— WHAT THE EXERCISE ASKS —
Provide an exact copy of the data, excluding the images.

────────────────────

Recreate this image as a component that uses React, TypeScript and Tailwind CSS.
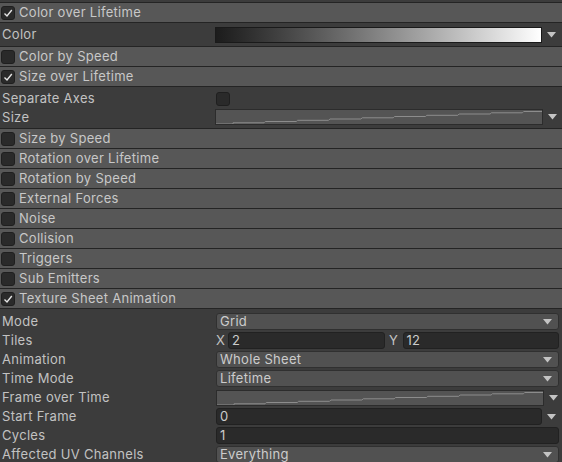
import React from "react";

const font = { fontFamily: "Inter, 'Noto Sans', sans-serif" };

function Check({ checked }: { checked?: boolean }) {
  return (
    <div className="w-[14px] h-[14px] shrink-0 rounded-[3px] bg-[#2a2a2a] border border-[#1f1f1f] flex items-center justify-center">
      {checked && (
        <svg width="10" height="10" viewBox="0 0 10 10">
          <path d="M1.5 5.5 L4 8 L8.8 2" stroke="#e6e6e6" strokeWidth="1.4" fill="none" />
        </svg>
      )}
    </div>
  );
}

function Arrow() {
  return (
    <svg width="9" height="6" viewBox="0 0 9 6" className="shrink-0">
      <path d="M0 0 H9 L4.5 5.5 Z" fill="#c4c4c4" />
    </svg>
  );
}

function Header({ label, checked, open }: { label: string; checked?: boolean; open?: boolean }) {
  return (
    <div className={`h-[20px] border-t border-[#242424] bg-[#575757] flex items-center pl-[1px] gap-[4px] text-[#c8c8c8] ${open ? "border-b h-[21px]" : ""}`}>
      <Check checked={checked} />
      <span>{label}</span>
    </div>
  );
}

function Curve() {
  const w = 326;
  let pts = "0,14 17,14";
  for (let i = 1; i <= 10; i++) {
    const x = 17 + (i - 1) * 32.3;
    const y = 14 - i * 1.25;
    pts += ` ${x.toFixed(1)},${y.toFixed(1)} ${(x + 31).toFixed(1)},${y.toFixed(1)}`;
  }
  return (
    <div className="flex-1 h-[16px] bg-[#545454] border border-[#2c2c2c] overflow-hidden">
      <svg width={w} height="14" viewBox={`0 0 ${w} 14`} className="block">
        <polyline points={pts} fill="none" stroke="#8c8c8c" strokeWidth="1" />
      </svg>
    </div>
  );
}

function Row({ label, children, h = "h-[19px]" }: { label: string; children?: React.ReactNode; h?: string }) {
  return (
    <div className={`${h} flex items-center`}>
      <div className="w-[216px] shrink-0 pl-[2px] text-[#c2c2c2]">{label}</div>
      <div className="flex-1 flex items-center pr-[3px]">{children}</div>
    </div>
  );
}

function Dropdown({ value }: { value: string }) {
  return (
    <div className="flex-1 h-[17px] rounded-[3px] bg-[#515151] border border-[#303030] flex items-center justify-between pl-[3px] pr-[6px] text-[#cccccc]">
      <span>{value}</span>
      <Arrow />
    </div>
  );
}

function Field({ value }: { value: string }) {
  return (
    <div className="flex-1 h-[17px] rounded-[3px] bg-[#2a2a2a] border border-[#212121] flex items-center pl-[3px] text-[#cccccc]">
      {value}
    </div>
  );
}

function WithArrow({ children }: { children: React.ReactNode }) {
  return (
    <div className="flex-1 flex items-center">
      {children}
      <div className="w-[17px] flex justify-center pl-[2px]">
        <Arrow />
      </div>
    </div>
  );
}

export default function App() {
  const collapsed = [
    "Size by Speed",
    "Rotation over Lifetime",
    "Rotation by Speed",
    "External Forces",
    "Noise",
    "Collision",
    "Triggers",
    "Sub Emitters",
  ];
  return (
    <div style={font} className="w-[562px] h-[462px] overflow-hidden bg-[#3c3c3c] text-[13px] tracking-[0.3px] leading-none pt-[2px]">
      <Header label="Color over Lifetime" checked open />
      <div className="h-[23px] flex items-center pr-[3px]">
        <div className="w-[215px] shrink-0 pl-[2px] text-[#c2c2c2]">Color</div>
        <WithArrow>
          <div className="flex-1 h-[16px] border border-[#1a1a1a] bg-gradient-to-r from-[#1c1c1c] to-[#ffffff]" />
        </WithArrow>
      </div>
      <Header label="Color by Speed" />
      <Header label="Size over Lifetime" checked open />
      <div className="h-[41px] pt-[2px]">
        <Row label="Separate Axes" h="h-[19px]">
          <Check />
        </Row>
        <div className="h-[18px] flex items-center pr-[3px]">
          <div className="w-[215px] shrink-0 pl-[2px] text-[#c2c2c2]">Size</div>
          <WithArrow>
            <Curve />
          </WithArrow>
        </div>
      </div>
      {collapsed.map((c) => (
        <Header key={c} label={c} />
      ))}
      <Header label="Texture Sheet Animation" checked open />
      <div className="pt-[3px]">
        <Row label="Mode">
          <Dropdown value="Grid" />
        </Row>
        <Row label="Tiles">
          <span className="w-[12px] text-[#c2c2c2]">X</span>
          <Field value="2" />
          <span className="w-[18px] text-center text-[#c2c2c2]">Y</span>
          <Field value="12" />
        </Row>
        <Row label="Animation">
          <Dropdown value="Whole Sheet" />
        </Row>
        <Row label="Time Mode">
          <Dropdown value="Lifetime" />
        </Row>
        <Row label="Frame over Time">
          <WithArrow>
            <Curve />
          </WithArrow>
        </Row>
        <Row label="Start Frame">
          <WithArrow>
            <Field value="0" />
          </WithArrow>
        </Row>
        <Row label="Cycles">
          <Field value="1" />
        </Row>
        <Row label="Affected UV Channels">
          <Dropdown value="Everything" />
        </Row>
      </div>
    </div>
  );
}
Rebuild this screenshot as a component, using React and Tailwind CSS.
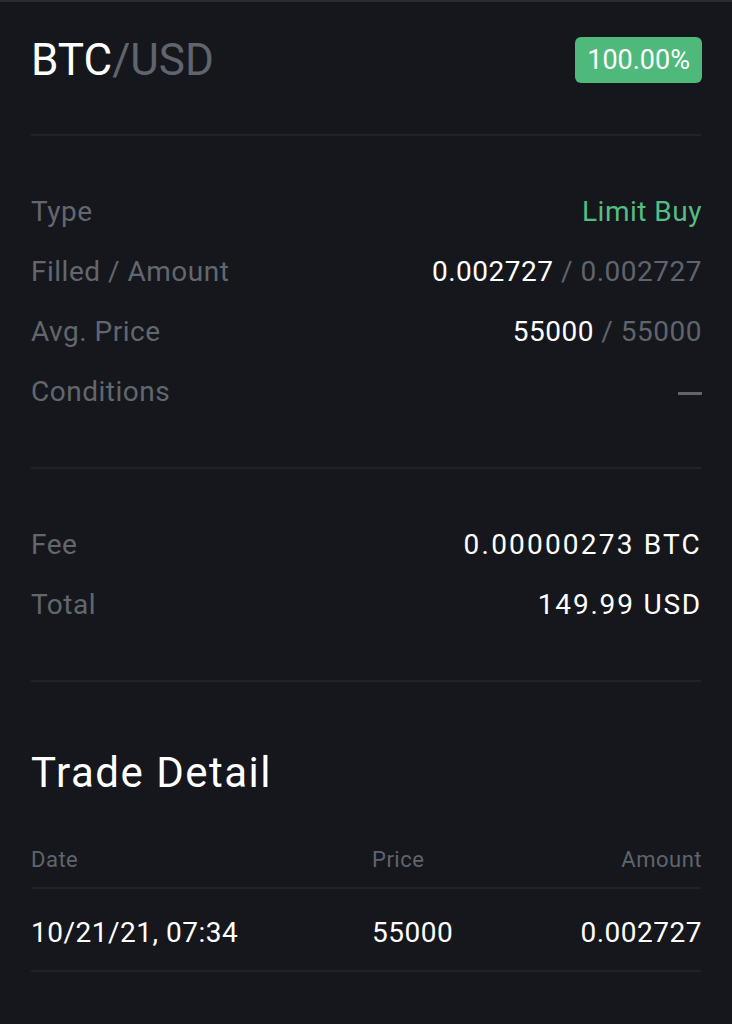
import React from 'react';

// ── Order detail (dark) ───────────────────────────────────────────────────
const rows = [
  { label: 'Type', value: <span className="text-[#55bd83]">Limit Buy</span> },
  { label: 'Filled / Amount', value: <><span className="text-white">0.002727</span><span className="text-[#5f646d]"> / 0.002727</span></> },
  { label: 'Avg. Price', value: <><span className="text-white">55000</span><span className="text-[#5f646d]"> / 55000</span></> },
  { label: 'Conditions', value: <span className="inline-block w-[24px] h-[3px] bg-[#5f646d] align-middle" /> },
];

function Row({ label, children }) {
  return (
    <div className="flex items-center justify-between h-[60px]">
      <span className="text-[#62676f]">{label}</span>
      <span className="-mr-[1px]">{children}</span>
    </div>
  );
}

function Divider() {
  return <div className="h-[2px] bg-[#1f2228]" />;
}

export default function App() {
  return (
    <div className="min-h-[1024px] bg-[#15171c] border-t-2 border-[#2a2d33] text-[28px] tracking-[0.5px] text-white"
      style={{ fontFamily: 'Roboto, "Liberation Sans", sans-serif' }}>
      <div className="px-[31px]">
        <div className="flex items-center justify-between pt-[35px] pb-[51px]">
          <h1 className="text-[44px] leading-none tracking-[0px]">
            BTC<span className="text-[#5f646d]">/USD</span>
          </h1>
          <span className="bg-[#4eb97a] rounded-[6px] px-[12px] h-[46px] flex items-center text-[27px] tracking-[0px] -mr-[1px]">100.00%</span>
        </div>
        <Divider />
        <div className="pt-[46px] pb-[45px]">
          {rows.map(r => <Row key={r.label} label={r.label}>{r.value}</Row>)}
        </div>
        <Divider />
        <div className="pt-[46px] pb-[45px]">
          <Row label="Fee"><span className="text-white tracking-[2.2px]">0.00000273 BTC</span></Row>
          <Row label="Total"><span className="text-white tracking-[1.8px]">149.99 USD</span></Row>
        </div>
        <Divider />
        <h2 className="text-[42px] tracking-[1.5px] pt-[70px] leading-[42px] h-[112px]">Trade Detail</h2>
        <div className="grid grid-cols-[341px_1fr_auto] items-center h-[56px] mt-[37px] text-[22px] tracking-[0.5px] text-[#5f646d]">
          <span>Date</span><span>Price</span><span className="text-right -mr-[1px]">Amount</span>
        </div>
        <Divider />
        <div className="grid grid-cols-[341px_1fr_auto] items-center h-[81px] pt-[6px] text-white">
          <span>10/21/21, 07:34</span><span>55000</span><span className="text-right -mr-[1px]">0.002727</span>
        </div>
        <Divider />
      </div>
    </div>
  );
}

────────────────────

— EXERCISE RESULT —
Recreate this image as a component that uses React, TypeScript and Tailwind CSS.
import React from "react";

const font = { fontFamily: "Inter, 'Noto Sans', sans-serif" };

function Check({ checked }: { checked?: boolean }) {
  return (
    <div className="w-[14px] h-[14px] shrink-0 rounded-[3px] bg-[#2a2a2a] border border-[#1f1f1f] flex items-center justify-center">
      {checked && (
        <svg width="10" height="10" viewBox="0 0 10 10">
          <path d="M1.5 5.5 L4 8 L8.8 2" stroke="#e6e6e6" strokeWidth="1.4" fill="none" />
        </svg>
      )}
    </div>
  );
}

function Arrow() {
  return (
    <svg width="9" height="6" viewBox="0 0 9 6" className="shrink-0">
      <path d="M0 0 H9 L4.5 5.5 Z" fill="#c4c4c4" />
    </svg>
  );
}

function Header({ label, checked, open }: { label: string; checked?: boolean; open?: boolean }) {
  return (
    <div className={`h-[20px] border-t border-[#242424] bg-[#575757] flex items-center pl-[1px] gap-[4px] text-[#c8c8c8] ${open ? "border-b h-[21px]" : ""}`}>
      <Check checked={checked} />
      <span>{label}</span>
    </div>
  );
}

function Curve() {
  const w = 326;
  let pts = "0,14 17,14";
  for (let i = 1; i <= 10; i++) {
    const x = 17 + (i - 1) * 32.3;
    const y = 14 - i * 1.25;
    pts += ` ${x.toFixed(1)},${y.toFixed(1)} ${(x + 31).toFixed(1)},${y.toFixed(1)}`;
  }
  return (
    <div className="flex-1 h-[16px] bg-[#545454] border border-[#2c2c2c] overflow-hidden">
      <svg width={w} height="14" viewBox={`0 0 ${w} 14`} className="block">
        <polyline points={pts} fill="none" stroke="#8c8c8c" strokeWidth="1" />
      </svg>
    </div>
  );
}

function Row({ label, children, h = "h-[19px]" }: { label: string; children?: React.ReactNode; h?: string }) {
  return (
    <div className={`${h} flex items-center`}>
      <div className="w-[216px] shrink-0 pl-[2px] text-[#c2c2c2]">{label}</div>
      <div className="flex-1 flex items-center pr-[3px]">{children}</div>
    </div>
  );
}

function Dropdown({ value }: { value: string }) {
  return (
    <div className="flex-1 h-[17px] rounded-[3px] bg-[#515151] border border-[#303030] flex items-center justify-between pl-[3px] pr-[6px] text-[#cccccc]">
      <span>{value}</span>
      <Arrow />
    </div>
  );
}

function Field({ value }: { value: string }) {
  return (
    <div className="flex-1 h-[17px] rounded-[3px] bg-[#2a2a2a] border border-[#212121] flex items-center pl-[3px] text-[#cccccc]">
      {value}
    </div>
  );
}

function WithArrow({ children }: { children: React.ReactNode }) {
  return (
    <div className="flex-1 flex items-center">
      {children}
      <div className="w-[17px] flex justify-center pl-[2px]">
        <Arrow />
      </div>
    </div>
  );
}

export default function App() {
  const collapsed = [
    "Size by Speed",
    "Rotation over Lifetime",
    "Rotation by Speed",
    "External Forces",
    "Noise",
    "Collision",
    "Triggers",
    "Sub Emitters",
  ];
  return (
    <div style={font} className="w-[562px] h-[462px] overflow-hidden bg-[#3c3c3c] text-[13px] tracking-[0.3px] leading-none pt-[2px]">
      <Header label="Color over Lifetime" checked open />
      <div className="h-[23px] flex items-center pr-[3px]">
        <div className="w-[215px] shrink-0 pl-[2px] text-[#c2c2c2]">Color</div>
        <WithArrow>
          <div className="flex-1 h-[16px] border border-[#1a1a1a] bg-gradient-to-r from-[#1c1c1c] to-[#ffffff]" />
        </WithArrow>
      </div>
      <Header label="Color by Speed" />
      <Header label="Size over Lifetime" checked open />
      <div className="h-[41px] pt-[2px]">
        <Row label="Separate Axes" h="h-[19px]">
          <Check />
        </Row>
        <div className="h-[18px] flex items-center pr-[3px]">
          <div className="w-[215px] shrink-0 pl-[2px] text-[#c2c2c2]">Size</div>
          <WithArrow>
            <Curve />
          </WithArrow>
        </div>
      </div>
      {collapsed.map((c) => (
        <Header key={c} label={c} />
      ))}
      <Header label="Texture Sheet Animation" checked open />
      <div className="pt-[3px]">
        <Row label="Mode">
          <Dropdown value="Grid" />
        </Row>
        <Row label="Tiles">
          <span className="w-[12px] text-[#c2c2c2]">X</span>
          <Field value="2" />
          <span className="w-[18px] text-center text-[#c2c2c2]">Y</span>
          <Field value="12" />
        </Row>
        <Row label="Animation">
          <Dropdown value="Whole Sheet" />
        </Row>
        <Row label="Time Mode">
          <Dropdown value="Lifetime" />
        </Row>
        <Row label="Frame over Time">
          <WithArrow>
            <Curve />
          </WithArrow>
        </Row>
        <Row label="Start Frame">
          <WithArrow>
            <Field value="0" />
          </WithArrow>
        </Row>
        <Row label="Cycles">
          <Field value="1" />
        </Row>
        <Row label="Affected UV Channels">
          <Dropdown value="Everything" />
        </Row>
      </div>
    </div>
  );
}
Rebuild this screenshot as a component, using React and Tailwind CSS.
import React from 'react';

// ── Order detail (dark) ───────────────────────────────────────────────────
const rows = [
  { label: 'Type', value: <span className="text-[#55bd83]">Limit Buy</span> },
  { label: 'Filled / Amount', value: <><span className="text-white">0.002727</span><span className="text-[#5f646d]"> / 0.002727</span></> },
  { label: 'Avg. Price', value: <><span className="text-white">55000</span><span className="text-[#5f646d]"> / 55000</span></> },
  { label: 'Conditions', value: <span className="inline-block w-[24px] h-[3px] bg-[#5f646d] align-middle" /> },
];

function Row({ label, children }) {
  return (
    <div className="flex items-center justify-between h-[60px]">
      <span className="text-[#62676f]">{label}</span>
      <span className="-mr-[1px]">{children}</span>
    </div>
  );
}

function Divider() {
  return <div className="h-[2px] bg-[#1f2228]" />;
}

export default function App() {
  return (
    <div className="min-h-[1024px] bg-[#15171c] border-t-2 border-[#2a2d33] text-[28px] tracking-[0.5px] text-white"
      style={{ fontFamily: 'Roboto, "Liberation Sans", sans-serif' }}>
      <div className="px-[31px]">
        <div className="flex items-center justify-between pt-[35px] pb-[51px]">
          <h1 className="text-[44px] leading-none tracking-[0px]">
            BTC<span className="text-[#5f646d]">/USD</span>
          </h1>
          <span className="bg-[#4eb97a] rounded-[6px] px-[12px] h-[46px] flex items-center text-[27px] tracking-[0px] -mr-[1px]">100.00%</span>
        </div>
        <Divider />
        <div className="pt-[46px] pb-[45px]">
          {rows.map(r => <Row key={r.label} label={r.label}>{r.value}</Row>)}
        </div>
        <Divider />
        <div className="pt-[46px] pb-[45px]">
          <Row label="Fee"><span className="text-white tracking-[2.2px]">0.00000273 BTC</span></Row>
          <Row label="Total"><span className="text-white tracking-[1.8px]">149.99 USD</span></Row>
        </div>
        <Divider />
        <h2 className="text-[42px] tracking-[1.5px] pt-[70px] leading-[42px] h-[112px]">Trade Detail</h2>
        <div className="grid grid-cols-[341px_1fr_auto] items-center h-[56px] mt-[37px] text-[22px] tracking-[0.5px] text-[#5f646d]">
          <span>Date</span><span>Price</span><span className="text-right -mr-[1px]">Amount</span>
        </div>
        <Divider />
        <div className="grid grid-cols-[341px_1fr_auto] items-center h-[81px] pt-[6px] text-white">
          <span>10/21/21, 07:34</span><span>55000</span><span className="text-right -mr-[1px]">0.002727</span>
        </div>
        <Divider />
      </div>
    </div>
  );
}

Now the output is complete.